I have a system heavily inspired by centralized_critic_model example.
I have been reading some action masking examples, and i want to implement it on my system. I think i understood the Env part i should modify, what i am unsure i should change is the model part, i see in examples that i should access input_dict[“obs”][“action_mask”] and modify logits according to what i want to do with action masking.
My main doubts are:
@override(ModelV2)
def forward(self, input_dict, state, seq_lens):
return self.model.forward(input_dict, state, seq_lens)
this is forward method in centralized critic model (line 43), how could i modify it? i am not very practical with PublicAPI annotations and i don’t know where i should put my hands on.
Also i see that most of action masking examples rely on logits and state modifications, my implementation follows twostepgame example env which by default has state and logits set as false. Would that be a problem?
thanks in advance!
an update on my issue:
i kinda understood what is happening in forward, and that those lines i quoted are pointing to FullyConnectedNetwork’s forward, so i guess that i should do my customizations there.
Also, thinking about my implementation, i realized that my mask is the same as the observation!
I have Discrete(100) as Action Space and Discrete(100) as observation space, what i want is that my action is smaller than observation.
(suppose my obs is 70, my action can be any X number where 0<X<70)
how can i achieve that?
I am trying this way
model_out, self._value_out = self.base_model(input_dict[“obs_flat”])
inf_mask = tf.maximum(tf.math.log(input_dict[“obs_flat”]), tf.float32.min)

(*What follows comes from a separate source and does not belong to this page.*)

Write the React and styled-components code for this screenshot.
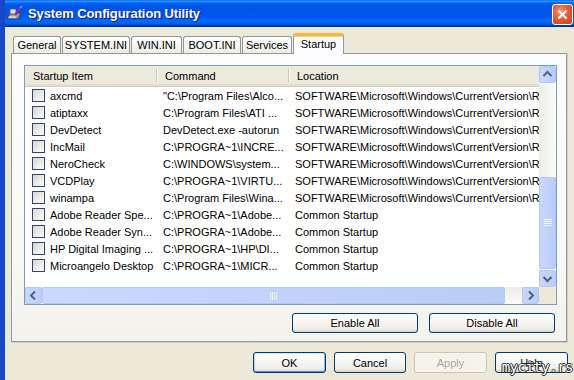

masked_logits = model_out + inf_mask
return masked_logits, state
basically i am copying what is happening in action masking example, but putting my observation in inf mask instead of the action mask.
what i am getting is that every action equals to the observation ( if i give an obs=10, i get an action =10)
what am i doing wrong here? ( i think using Discrete in inf_mask = … line might be the isssue but i am not sure)
i think i got this. If anyone is interested in my solution:
the action mask had to be a Box() with basically 1 or 0 flags of the available actions.
what i did was to pass a Box with as many ones as the max value i wanted for the action
that looks like to work!